All the figures provided are for the length of the A27 from Ashcombe Roundabout (west of Lewes) and the A22 junction at Polegate. Prior to 1994 our records are incomplete and I am unable to provide accident figures covering those years.
If you would like further information about accident issues on the A27 between Lewes and Polegate, the Area Manager, Mark Kumar, at our Dorking office would be pleased to help you. His telephone number is 01306 878115.

Air Accidents

Miss McIntosh: To ask the Secretary of State for Transport if he will make a statement about the relationship between (a) the Warsaw Convention and (b) EC Regulation 2027/97 (Air carrier liability in the event of accidents) in (i) its present form and (ii) as it will be amended by EC Regulation 889/2002. [R] [101149]

Mr. Jamieson: Council Regulation (EC) No. 2027/97 was adopted to provide a greater level of consumer protection than that found in the Warsaw Convention. Although the regulation applies in a different way to the Convention, legal advice presented by the European Commission at the time of adoption of the regulation indicated that the proposed Community legislation was compatible with the Warsaw Convention. Council and Parliament Regulation (EC) No. 889/2002 was adopted to align the provisions of Regulation 2027/97 with those of the Montreal Convention, except that the intention of Regulation 889/2002 is that it will apply to Community air carriers in respect of all carriage undertaken. Again, legal advice presented at the time of adoption of the amending regulation was that the proposed Community measure is compatible with both the Warsaw and Montreal Conventions.

Miss McIntosh: To ask the Secretary of State for Transport what assessment he has made of the different methods of securing compliance with the amended notice provisions of EC Regulation 2027/97 (air carrier liability in the event of accidents) which will apply after the Montreal Convention has come into force. [R] [101150]

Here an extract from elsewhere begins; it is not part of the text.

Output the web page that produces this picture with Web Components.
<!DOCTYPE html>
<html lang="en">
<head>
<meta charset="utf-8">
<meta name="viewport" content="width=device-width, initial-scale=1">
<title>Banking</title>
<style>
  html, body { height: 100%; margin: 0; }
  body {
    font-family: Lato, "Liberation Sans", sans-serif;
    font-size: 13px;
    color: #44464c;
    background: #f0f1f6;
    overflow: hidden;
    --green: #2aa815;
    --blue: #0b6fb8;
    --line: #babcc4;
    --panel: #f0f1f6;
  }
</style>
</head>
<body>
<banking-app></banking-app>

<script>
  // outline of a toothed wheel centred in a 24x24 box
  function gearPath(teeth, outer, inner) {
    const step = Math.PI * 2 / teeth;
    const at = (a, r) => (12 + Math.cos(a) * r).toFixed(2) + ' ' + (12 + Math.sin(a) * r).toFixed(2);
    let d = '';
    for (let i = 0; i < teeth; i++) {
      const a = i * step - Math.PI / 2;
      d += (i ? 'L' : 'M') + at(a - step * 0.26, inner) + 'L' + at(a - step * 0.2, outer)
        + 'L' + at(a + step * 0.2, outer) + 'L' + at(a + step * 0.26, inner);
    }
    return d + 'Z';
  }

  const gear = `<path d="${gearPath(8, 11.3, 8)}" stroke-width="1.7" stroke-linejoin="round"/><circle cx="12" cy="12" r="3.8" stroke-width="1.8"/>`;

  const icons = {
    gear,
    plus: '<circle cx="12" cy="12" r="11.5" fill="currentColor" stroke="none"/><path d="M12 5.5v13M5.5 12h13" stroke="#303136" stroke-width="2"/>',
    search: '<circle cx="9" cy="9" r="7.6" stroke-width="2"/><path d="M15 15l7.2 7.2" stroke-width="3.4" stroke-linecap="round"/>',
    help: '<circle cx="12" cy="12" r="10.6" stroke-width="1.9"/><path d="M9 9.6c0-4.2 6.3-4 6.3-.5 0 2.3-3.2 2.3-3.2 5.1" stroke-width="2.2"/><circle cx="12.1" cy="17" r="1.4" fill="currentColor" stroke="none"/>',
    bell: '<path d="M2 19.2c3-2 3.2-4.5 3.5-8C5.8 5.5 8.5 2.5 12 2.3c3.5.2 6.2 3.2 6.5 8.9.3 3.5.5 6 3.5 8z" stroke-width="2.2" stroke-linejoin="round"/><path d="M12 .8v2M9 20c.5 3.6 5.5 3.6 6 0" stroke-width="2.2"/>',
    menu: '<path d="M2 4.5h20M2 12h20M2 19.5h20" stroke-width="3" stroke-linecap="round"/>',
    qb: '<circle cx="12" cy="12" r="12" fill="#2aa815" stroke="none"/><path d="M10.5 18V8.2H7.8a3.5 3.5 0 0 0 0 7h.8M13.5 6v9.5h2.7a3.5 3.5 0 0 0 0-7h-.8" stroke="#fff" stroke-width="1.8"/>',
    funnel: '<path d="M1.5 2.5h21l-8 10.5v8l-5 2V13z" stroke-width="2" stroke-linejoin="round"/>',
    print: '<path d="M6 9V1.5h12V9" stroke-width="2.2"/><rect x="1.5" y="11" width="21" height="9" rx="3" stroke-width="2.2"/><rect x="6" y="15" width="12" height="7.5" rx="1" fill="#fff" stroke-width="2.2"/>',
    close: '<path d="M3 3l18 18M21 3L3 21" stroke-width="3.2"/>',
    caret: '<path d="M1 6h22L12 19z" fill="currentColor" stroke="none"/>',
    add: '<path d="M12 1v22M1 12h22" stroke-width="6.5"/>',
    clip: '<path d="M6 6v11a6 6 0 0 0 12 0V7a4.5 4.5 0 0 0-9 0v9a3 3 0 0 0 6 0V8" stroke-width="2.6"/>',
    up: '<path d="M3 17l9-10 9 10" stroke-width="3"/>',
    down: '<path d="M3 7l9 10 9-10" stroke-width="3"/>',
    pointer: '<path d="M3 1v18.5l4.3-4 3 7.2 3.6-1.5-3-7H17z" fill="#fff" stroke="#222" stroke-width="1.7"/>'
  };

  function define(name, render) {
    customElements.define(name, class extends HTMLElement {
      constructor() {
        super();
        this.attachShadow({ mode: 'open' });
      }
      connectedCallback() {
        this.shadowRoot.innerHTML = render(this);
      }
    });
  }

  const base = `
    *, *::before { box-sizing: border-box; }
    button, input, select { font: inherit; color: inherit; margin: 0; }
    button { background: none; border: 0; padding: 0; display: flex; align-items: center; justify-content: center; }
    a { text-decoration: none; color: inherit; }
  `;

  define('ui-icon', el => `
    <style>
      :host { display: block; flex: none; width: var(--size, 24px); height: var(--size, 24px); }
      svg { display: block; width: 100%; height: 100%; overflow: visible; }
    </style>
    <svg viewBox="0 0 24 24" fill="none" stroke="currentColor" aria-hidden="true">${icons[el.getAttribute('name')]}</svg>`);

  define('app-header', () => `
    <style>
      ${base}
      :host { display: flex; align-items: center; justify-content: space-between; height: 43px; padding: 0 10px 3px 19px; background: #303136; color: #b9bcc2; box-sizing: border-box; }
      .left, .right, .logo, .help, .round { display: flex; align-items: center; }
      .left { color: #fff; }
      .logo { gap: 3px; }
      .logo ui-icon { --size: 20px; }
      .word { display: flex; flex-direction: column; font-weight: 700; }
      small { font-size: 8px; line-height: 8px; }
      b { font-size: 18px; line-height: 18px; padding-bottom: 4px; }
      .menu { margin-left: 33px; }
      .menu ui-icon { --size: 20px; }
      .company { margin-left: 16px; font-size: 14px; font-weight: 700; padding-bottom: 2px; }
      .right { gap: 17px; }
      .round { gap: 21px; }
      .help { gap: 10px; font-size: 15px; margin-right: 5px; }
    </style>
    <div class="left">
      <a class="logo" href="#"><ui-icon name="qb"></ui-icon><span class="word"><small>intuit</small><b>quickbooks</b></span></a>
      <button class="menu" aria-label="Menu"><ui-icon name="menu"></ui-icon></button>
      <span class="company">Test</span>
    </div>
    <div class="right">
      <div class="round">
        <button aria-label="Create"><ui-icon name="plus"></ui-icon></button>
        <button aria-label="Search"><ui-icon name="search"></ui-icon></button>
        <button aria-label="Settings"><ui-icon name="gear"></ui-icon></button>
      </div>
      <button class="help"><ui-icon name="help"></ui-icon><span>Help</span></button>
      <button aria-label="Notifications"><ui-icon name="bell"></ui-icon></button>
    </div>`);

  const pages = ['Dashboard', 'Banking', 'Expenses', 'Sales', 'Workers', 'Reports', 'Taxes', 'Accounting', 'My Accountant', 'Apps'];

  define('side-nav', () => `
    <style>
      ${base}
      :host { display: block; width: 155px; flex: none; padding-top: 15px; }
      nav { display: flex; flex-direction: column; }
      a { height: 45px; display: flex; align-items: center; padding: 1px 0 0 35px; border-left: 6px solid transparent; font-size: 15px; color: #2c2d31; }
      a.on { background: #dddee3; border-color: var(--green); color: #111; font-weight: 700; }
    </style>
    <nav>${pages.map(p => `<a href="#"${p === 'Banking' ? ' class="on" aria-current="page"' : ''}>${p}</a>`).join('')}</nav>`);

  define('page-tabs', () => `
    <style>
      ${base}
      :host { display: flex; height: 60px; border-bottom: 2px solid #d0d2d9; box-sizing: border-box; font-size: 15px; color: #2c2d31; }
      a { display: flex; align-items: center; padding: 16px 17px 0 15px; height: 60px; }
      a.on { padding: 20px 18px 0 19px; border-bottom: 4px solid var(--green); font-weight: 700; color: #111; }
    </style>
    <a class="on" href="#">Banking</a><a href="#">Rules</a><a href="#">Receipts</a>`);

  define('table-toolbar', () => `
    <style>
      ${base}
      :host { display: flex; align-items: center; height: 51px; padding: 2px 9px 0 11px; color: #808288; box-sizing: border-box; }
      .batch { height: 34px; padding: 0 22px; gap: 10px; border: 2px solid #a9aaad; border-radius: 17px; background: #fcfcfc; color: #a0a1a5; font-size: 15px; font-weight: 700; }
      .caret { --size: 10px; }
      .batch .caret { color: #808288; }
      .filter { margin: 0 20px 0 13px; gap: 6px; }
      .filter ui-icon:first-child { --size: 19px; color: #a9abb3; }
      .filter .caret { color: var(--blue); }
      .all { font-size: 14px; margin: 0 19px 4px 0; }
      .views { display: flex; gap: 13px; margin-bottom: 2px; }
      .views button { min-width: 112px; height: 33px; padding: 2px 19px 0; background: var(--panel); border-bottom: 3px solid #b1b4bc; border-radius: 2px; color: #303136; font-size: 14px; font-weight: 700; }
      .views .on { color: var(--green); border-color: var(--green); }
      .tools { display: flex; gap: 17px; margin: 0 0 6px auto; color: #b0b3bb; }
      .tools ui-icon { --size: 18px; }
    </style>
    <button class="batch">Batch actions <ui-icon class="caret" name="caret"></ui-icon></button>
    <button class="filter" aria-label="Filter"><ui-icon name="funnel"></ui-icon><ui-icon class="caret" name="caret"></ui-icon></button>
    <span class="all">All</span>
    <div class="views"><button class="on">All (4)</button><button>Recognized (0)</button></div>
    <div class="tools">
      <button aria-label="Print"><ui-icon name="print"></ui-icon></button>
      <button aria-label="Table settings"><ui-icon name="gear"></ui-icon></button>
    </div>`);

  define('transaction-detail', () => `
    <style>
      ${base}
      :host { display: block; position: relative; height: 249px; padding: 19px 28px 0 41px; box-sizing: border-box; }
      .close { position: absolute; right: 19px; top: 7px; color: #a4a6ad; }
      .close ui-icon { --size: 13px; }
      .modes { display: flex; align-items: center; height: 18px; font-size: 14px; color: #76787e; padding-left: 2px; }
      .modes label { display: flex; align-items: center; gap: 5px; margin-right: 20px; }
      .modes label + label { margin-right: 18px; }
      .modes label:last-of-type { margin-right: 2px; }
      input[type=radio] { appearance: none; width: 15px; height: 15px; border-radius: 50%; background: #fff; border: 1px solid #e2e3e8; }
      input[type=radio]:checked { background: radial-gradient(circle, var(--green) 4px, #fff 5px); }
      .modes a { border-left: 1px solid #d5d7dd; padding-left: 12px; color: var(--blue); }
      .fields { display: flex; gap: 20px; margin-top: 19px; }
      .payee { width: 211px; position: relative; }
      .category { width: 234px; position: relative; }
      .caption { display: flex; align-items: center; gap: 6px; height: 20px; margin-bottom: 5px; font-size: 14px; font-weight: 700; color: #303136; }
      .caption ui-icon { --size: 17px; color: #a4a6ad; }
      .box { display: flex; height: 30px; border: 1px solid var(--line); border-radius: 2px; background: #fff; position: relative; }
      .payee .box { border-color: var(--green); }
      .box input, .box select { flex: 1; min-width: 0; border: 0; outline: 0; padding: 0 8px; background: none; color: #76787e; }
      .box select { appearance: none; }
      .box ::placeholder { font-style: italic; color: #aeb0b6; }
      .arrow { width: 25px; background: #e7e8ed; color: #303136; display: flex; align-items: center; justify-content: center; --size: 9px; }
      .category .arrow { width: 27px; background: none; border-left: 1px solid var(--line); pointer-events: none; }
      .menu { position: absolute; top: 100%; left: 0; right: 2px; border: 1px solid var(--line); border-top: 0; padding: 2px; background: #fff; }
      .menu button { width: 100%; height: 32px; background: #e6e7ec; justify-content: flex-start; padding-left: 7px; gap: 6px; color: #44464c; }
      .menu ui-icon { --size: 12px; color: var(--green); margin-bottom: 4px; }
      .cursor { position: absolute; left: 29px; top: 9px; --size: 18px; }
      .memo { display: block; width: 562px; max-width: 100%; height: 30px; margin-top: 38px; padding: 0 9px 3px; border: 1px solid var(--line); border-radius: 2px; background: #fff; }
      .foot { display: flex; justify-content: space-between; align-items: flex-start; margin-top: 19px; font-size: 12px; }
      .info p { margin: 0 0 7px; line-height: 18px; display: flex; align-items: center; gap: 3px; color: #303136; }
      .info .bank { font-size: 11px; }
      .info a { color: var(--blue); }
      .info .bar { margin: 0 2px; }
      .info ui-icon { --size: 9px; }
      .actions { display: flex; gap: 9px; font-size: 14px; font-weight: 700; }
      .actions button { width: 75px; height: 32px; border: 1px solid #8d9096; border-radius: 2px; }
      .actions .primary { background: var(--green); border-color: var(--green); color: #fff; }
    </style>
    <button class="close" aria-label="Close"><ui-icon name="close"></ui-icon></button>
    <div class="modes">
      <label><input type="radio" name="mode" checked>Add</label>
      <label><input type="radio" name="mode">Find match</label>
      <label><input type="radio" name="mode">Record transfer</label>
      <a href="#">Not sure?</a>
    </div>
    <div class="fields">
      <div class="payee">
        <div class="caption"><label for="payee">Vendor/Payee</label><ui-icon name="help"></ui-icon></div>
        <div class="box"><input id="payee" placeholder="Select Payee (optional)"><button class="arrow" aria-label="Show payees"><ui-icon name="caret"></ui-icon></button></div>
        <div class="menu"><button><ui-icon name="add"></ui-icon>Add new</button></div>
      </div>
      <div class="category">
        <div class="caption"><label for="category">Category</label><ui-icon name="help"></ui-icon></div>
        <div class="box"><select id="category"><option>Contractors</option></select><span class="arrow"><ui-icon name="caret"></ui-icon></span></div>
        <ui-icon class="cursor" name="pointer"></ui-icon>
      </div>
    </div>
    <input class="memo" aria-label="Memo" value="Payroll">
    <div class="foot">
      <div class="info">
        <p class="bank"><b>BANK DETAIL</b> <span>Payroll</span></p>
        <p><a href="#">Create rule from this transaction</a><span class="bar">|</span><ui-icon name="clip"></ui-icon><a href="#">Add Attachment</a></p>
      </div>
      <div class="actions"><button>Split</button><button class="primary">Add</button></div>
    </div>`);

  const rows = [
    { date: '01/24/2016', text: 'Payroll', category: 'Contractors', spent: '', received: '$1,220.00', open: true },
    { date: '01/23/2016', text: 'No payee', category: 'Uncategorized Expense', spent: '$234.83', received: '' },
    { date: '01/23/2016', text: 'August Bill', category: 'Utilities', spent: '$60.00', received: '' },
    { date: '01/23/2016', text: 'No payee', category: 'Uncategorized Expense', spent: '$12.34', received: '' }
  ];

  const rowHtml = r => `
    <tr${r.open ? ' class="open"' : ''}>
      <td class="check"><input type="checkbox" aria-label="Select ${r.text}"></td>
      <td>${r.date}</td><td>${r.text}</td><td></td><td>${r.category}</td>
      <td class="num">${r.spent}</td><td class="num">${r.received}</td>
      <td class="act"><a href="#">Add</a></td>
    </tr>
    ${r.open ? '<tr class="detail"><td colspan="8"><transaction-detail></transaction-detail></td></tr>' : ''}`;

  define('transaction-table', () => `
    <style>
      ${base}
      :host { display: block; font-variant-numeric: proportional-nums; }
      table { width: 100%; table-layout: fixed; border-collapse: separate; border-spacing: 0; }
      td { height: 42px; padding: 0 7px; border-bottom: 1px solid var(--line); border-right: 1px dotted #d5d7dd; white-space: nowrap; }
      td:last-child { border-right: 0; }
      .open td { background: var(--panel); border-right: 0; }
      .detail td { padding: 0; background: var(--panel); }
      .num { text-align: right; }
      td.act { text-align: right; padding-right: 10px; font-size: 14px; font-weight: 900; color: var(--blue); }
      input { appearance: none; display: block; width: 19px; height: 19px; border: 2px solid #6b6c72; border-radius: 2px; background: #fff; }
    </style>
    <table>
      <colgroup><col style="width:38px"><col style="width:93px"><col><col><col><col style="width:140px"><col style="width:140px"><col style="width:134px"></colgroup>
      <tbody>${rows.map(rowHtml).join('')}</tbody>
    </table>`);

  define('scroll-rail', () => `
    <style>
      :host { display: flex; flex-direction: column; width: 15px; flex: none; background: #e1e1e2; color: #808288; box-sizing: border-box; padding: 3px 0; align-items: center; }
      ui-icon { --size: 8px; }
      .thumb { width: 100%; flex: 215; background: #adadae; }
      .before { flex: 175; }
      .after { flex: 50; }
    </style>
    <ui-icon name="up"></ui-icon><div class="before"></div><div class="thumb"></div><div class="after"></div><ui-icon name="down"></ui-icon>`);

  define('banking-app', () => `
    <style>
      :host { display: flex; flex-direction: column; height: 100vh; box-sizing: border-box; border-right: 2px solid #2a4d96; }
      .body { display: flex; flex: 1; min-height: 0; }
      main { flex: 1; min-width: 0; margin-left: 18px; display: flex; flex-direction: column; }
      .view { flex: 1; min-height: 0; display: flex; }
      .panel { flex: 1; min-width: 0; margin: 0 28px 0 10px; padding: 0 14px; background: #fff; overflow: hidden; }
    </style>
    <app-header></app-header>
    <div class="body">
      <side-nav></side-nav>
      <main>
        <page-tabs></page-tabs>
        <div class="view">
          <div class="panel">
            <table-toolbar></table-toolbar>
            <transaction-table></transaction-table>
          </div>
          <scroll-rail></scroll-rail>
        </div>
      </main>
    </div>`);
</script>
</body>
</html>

Mr. Jamieson: In the UK compliance with the information provisions of Council Regulation (EC) No: 2027/97 is secured by the Air Carrier Liability Order 1998. When the date of coming-into-force of Regulation 889/2002 (which is linked to the coming-into-force of the Montreal Convention) is known, the Air Carrier Liability Order will be amended to reflect the amended Community legislation. The sanction of a fine not exceeding level 5 on the standard scale was thought to be more appropriate than withdrawal of the right to fly or an administrative fine.